Today even the finest sommeliers in the country’s top restaurants can be seen swivelling bottles with a flourish as they twist off the Stelvin seal (happy in the knowledge that they won’t lose bottles to cork taint). Although I don’t know yet of a sommelier who has brought a wine box to the table, I can’t honestly say that one might not have decanted one behind-the-scenes.
I, personally, am occasionally tempted to buy a wine box and have been pleasantly surprised by the great quality that is now available. But what stumps me is the psychology. Like every big sipper, like anyone with a healthy thirst, I am minded that I need to temper my greed for wine.
On the one hand a box of wine serves to assist me in my dreams of modest consumption. For if I open a bottle then that bottle will, in a relatively short space of time, need to be finished. If not it will go off and I will have wasted the effort and money used to buy it. So the ambition to sip a single glass of wine can easily lead to me consuming the whole bottle; whether I am with friends or alone. And while a bottle of white might last a little longer with the use of the fridge, a bottle of red just looks sad and wanting standing on the kitchen counter with its cork half out. As the moralist within me assures myself that I won’t be drinking tomorrow and I don’t plan on making a stew, it always seems the better idea to polish it off in there and then.
Which makes the prospect of a wine box so enticing. Once opened it doesn’t need finishing and can last for weeks. That means I can happily pour myself just one glass. And, even better, if I need a slug of wine for some sauce I don’t need to open an entire bottle.
I merely twist a few drops into a glass and then chuck it into the pot.

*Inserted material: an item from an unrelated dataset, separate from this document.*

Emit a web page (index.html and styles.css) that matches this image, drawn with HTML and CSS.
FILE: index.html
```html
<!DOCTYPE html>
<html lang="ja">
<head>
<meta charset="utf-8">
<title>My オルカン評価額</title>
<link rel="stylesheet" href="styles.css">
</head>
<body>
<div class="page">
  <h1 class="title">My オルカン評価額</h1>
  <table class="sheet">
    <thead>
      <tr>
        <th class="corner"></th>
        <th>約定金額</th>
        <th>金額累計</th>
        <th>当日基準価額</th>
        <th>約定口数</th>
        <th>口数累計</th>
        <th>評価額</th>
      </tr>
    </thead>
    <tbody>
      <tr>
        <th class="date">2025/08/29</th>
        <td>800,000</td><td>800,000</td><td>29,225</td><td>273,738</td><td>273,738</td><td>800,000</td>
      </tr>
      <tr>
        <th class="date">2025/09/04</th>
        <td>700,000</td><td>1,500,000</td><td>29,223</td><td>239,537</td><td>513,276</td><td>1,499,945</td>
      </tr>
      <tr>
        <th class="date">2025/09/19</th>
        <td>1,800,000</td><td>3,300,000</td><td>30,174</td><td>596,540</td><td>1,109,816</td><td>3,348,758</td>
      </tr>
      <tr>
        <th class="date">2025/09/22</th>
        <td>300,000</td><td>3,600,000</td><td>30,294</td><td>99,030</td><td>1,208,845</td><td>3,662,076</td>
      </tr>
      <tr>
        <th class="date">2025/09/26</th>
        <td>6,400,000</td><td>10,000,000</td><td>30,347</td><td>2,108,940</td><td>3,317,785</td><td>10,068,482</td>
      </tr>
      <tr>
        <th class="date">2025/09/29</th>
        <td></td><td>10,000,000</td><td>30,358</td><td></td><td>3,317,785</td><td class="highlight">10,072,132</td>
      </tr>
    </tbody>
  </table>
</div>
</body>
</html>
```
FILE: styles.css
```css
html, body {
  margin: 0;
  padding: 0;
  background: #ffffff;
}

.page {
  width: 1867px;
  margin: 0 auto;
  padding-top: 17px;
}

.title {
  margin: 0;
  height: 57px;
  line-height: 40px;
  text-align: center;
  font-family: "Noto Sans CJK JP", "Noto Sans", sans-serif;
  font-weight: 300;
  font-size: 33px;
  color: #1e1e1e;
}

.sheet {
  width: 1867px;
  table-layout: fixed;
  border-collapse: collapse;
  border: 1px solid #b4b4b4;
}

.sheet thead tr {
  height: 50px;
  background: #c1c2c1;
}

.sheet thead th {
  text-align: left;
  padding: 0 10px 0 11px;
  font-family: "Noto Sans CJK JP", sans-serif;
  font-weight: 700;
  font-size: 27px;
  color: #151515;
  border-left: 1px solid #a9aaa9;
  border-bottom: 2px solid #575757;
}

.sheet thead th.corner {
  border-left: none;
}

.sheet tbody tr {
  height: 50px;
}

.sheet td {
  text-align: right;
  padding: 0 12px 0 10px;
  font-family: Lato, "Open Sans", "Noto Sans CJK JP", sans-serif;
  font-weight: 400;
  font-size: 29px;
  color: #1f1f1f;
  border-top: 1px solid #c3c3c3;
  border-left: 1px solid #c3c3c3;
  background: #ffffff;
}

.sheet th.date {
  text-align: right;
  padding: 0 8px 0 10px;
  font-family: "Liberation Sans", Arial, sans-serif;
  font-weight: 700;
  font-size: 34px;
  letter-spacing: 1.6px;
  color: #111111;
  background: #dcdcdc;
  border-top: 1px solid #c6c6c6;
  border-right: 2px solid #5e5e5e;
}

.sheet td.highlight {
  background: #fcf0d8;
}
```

All of which works perfectly in theory. Annoyingly, in reality, a box wine means you have guilt-free access to wine at all times. That Monday night when in the days of bottles saw you desist from opening one because you’d then consume the entire thing (see above) now sees you happily having a cheeky glass because there’s no threat of drinking too much…except of course you can then have another, and another.
It’s like being in a mini winery or a drinker in toy town. Pressing the little tap is thrilling and I love how it sloshes into the glass or fills a carafe. And who else gets that thrill to discover its the gift that keeps giving; when you think it’s finished only to turn it on its side you can get another glassful. You can’t get that revelatory magic joy with a bottle.
It’s also less embarrassing when the bin men come. A finished wine box can be subtly squashed; no neighbour’s cocked eyebrow at your empties and the humiliating crash of glass thundering into the lorry…
As they say in France: Vive le cardbordeaux!